WHAT IS ASKED:
Leave out the images; return the rest of the data exactly.

• • • • •

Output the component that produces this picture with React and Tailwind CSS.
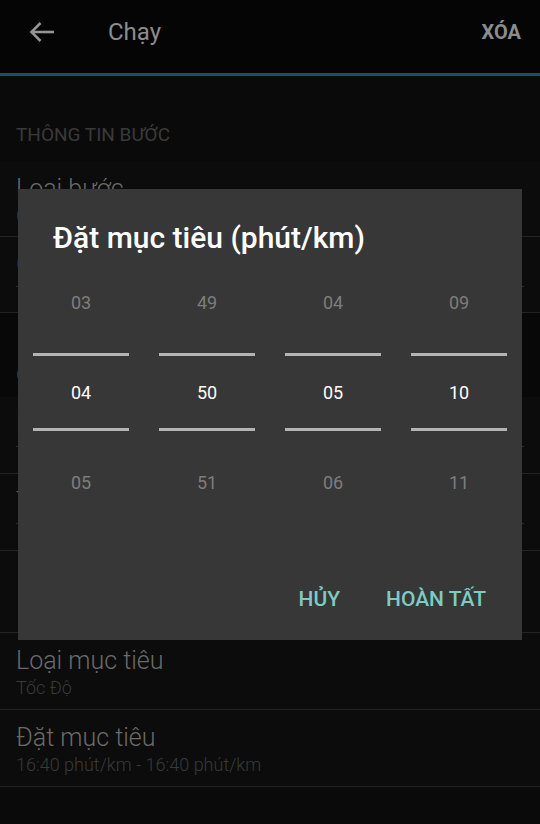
const font = { fontFamily: "Roboto, 'Noto Sans', sans-serif" };

const columns = [
  ["03", "04", "05"],
  ["49", "50", "51"],
  ["04", "05", "06"],
  ["09", "10", "11"],
];

const Row = ({ title, sub, underline, height = "h-[76px]" }) => (
  <div className={`relative ${height} border-b border-[#232323] bg-[#0c0c0c] pl-4`}>
    {title && (
      <div className="pt-[13px] text-[25px] font-light leading-[30px] text-[#6a6a6a]">{title}</div>
    )}
    {sub && <div className="text-[18px] font-light leading-[24px] text-[#3a3a3a]">{sub}</div>}
    {underline && <div className="absolute left-4 right-4 top-[49px] h-px bg-[#2a2a2a]" />}
  </div>
);

const Picker = ({ values }) => (
  <div className="flex w-[96px] flex-col items-center">
    <div className="flex h-[50px] items-center text-[18px] text-[#7d7d7d]">{values[0]}</div>
    <div className="mt-[26px] h-[3px] w-full bg-[#b4b4b4]" />
    <div className="flex h-[72px] items-center text-[18px] text-white">{values[1]}</div>
    <div className="h-[3px] w-full bg-[#b4b4b4]" />
    <div className="mt-[26px] flex h-[50px] items-center text-[18px] text-[#7d7d7d]">{values[2]}</div>
  </div>
);

export default function App() {
  return (
    <div className="relative h-[824px] w-[540px] overflow-hidden bg-[#0a0a0a]" style={font}>
      {/* toolbar */}
      <div className="flex h-[73px] items-center bg-[#050505] pb-[9px] pl-[29px] pr-[19px]">
        <svg width="26" height="22" viewBox="0 0 26 22" fill="none" stroke="#959595" strokeWidth="2.6">
          <path d="M25 11H3" />
          <path d="M11.5 2L2.5 11l9 9" />
        </svg>
        <div className="ml-[53px] text-[24px] text-[#8c8c8c]">Chạy</div>
        <div className="ml-auto text-[20px] font-bold text-[#8c8c8c]">XÓA</div>
      </div>
      <div className="h-[3px] bg-[#17506b]" />

      {/* form behind */}
      <div className="h-[85px] pl-4 pt-[47px] text-[19px] leading-[24px] text-[#3a3a3a]">THÔNG TIN BƯỚC</div>
      <Row title="Loại bước" sub="Chạy" />
      <Row title="Ghi chú" underline />
      <div className="h-[84px] bg-[#080808] pl-4 pt-[48px] text-[19px] text-[#3a3a3a]">CHỜ ĐỢI</div>
      <Row title="Loại thời lượng" underline height="h-[77px]" />
      <Row title="Thời lượng" underline height="h-[77px]" />
      <Row height="h-[82px]" />
      <Row title="Loại mục tiêu" sub="Tốc Độ" height="h-[77px]" />
      <Row title="Đặt mục tiêu" sub="16:40 phút/km - 16:40 phút/km" height="h-[77px]" />

      {/* dialog */}
      <div className="absolute left-[18px] top-[189px] w-[504px] bg-[#373737] px-[15px] pb-[28px] pt-[31px]">
        <div className="pl-[20px] text-[30px] font-medium leading-[36px] text-white">Đặt mục tiêu (phút/km)</div>
        <div className="mt-[21px] flex justify-between">
          {columns.map((c, i) => (
            <Picker key={i} values={c} />
          ))}
        </div>
        <div className="mt-[79px] flex justify-end gap-[46px] pr-[21px] text-[21px] font-medium leading-[26px] text-[#7ecbc4]">
          <span>HỦY</span>
          <span>HOÀN TẤT</span>
        </div>
      </div>
    </div>
  );
}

• • • • •

REPLY TO THE EXERCISE:
Output the component that produces this picture with React and Tailwind CSS.
const font = { fontFamily: "Roboto, 'Noto Sans', sans-serif" };

const columns = [
  ["03", "04", "05"],
  ["49", "50", "51"],
  ["04", "05", "06"],
  ["09", "10", "11"],
];

const Row = ({ title, sub, underline, height = "h-[76px]" }) => (
  <div className={`relative ${height} border-b border-[#232323] bg-[#0c0c0c] pl-4`}>
    {title && (
      <div className="pt-[13px] text-[25px] font-light leading-[30px] text-[#6a6a6a]">{title}</div>
    )}
    {sub && <div className="text-[18px] font-light leading-[24px] text-[#3a3a3a]">{sub}</div>}
    {underline && <div className="absolute left-4 right-4 top-[49px] h-px bg-[#2a2a2a]" />}
  </div>
);

const Picker = ({ values }) => (
  <div className="flex w-[96px] flex-col items-center">
    <div className="flex h-[50px] items-center text-[18px] text-[#7d7d7d]">{values[0]}</div>
    <div className="mt-[26px] h-[3px] w-full bg-[#b4b4b4]" />
    <div className="flex h-[72px] items-center text-[18px] text-white">{values[1]}</div>
    <div className="h-[3px] w-full bg-[#b4b4b4]" />
    <div className="mt-[26px] flex h-[50px] items-center text-[18px] text-[#7d7d7d]">{values[2]}</div>
  </div>
);

export default function App() {
  return (
    <div className="relative h-[824px] w-[540px] overflow-hidden bg-[#0a0a0a]" style={font}>
      {/* toolbar */}
      <div className="flex h-[73px] items-center bg-[#050505] pb-[9px] pl-[29px] pr-[19px]">
        <svg width="26" height="22" viewBox="0 0 26 22" fill="none" stroke="#959595" strokeWidth="2.6">
          <path d="M25 11H3" />
          <path d="M11.5 2L2.5 11l9 9" />
        </svg>
        <div className="ml-[53px] text-[24px] text-[#8c8c8c]">Chạy</div>
        <div className="ml-auto text-[20px] font-bold text-[#8c8c8c]">XÓA</div>
      </div>
      <div className="h-[3px] bg-[#17506b]" />

      {/* form behind */}
      <div className="h-[85px] pl-4 pt-[47px] text-[19px] leading-[24px] text-[#3a3a3a]">THÔNG TIN BƯỚC</div>
      <Row title="Loại bước" sub="Chạy" />
      <Row title="Ghi chú" underline />
      <div className="h-[84px] bg-[#080808] pl-4 pt-[48px] text-[19px] text-[#3a3a3a]">CHỜ ĐỢI</div>
      <Row title="Loại thời lượng" underline height="h-[77px]" />
      <Row title="Thời lượng" underline height="h-[77px]" />
      <Row height="h-[82px]" />
      <Row title="Loại mục tiêu" sub="Tốc Độ" height="h-[77px]" />
      <Row title="Đặt mục tiêu" sub="16:40 phút/km - 16:40 phút/km" height="h-[77px]" />

      {/* dialog */}
      <div className="absolute left-[18px] top-[189px] w-[504px] bg-[#373737] px-[15px] pb-[28px] pt-[31px]">
        <div className="pl-[20px] text-[30px] font-medium leading-[36px] text-white">Đặt mục tiêu (phút/km)</div>
        <div className="mt-[21px] flex justify-between">
          {columns.map((c, i) => (
            <Picker key={i} values={c} />
          ))}
        </div>
        <div className="mt-[79px] flex justify-end gap-[46px] pr-[21px] text-[21px] font-medium leading-[26px] text-[#7ecbc4]">
          <span>HỦY</span>
          <span>HOÀN TẤT</span>
        </div>
      </div>
    </div>
  );
}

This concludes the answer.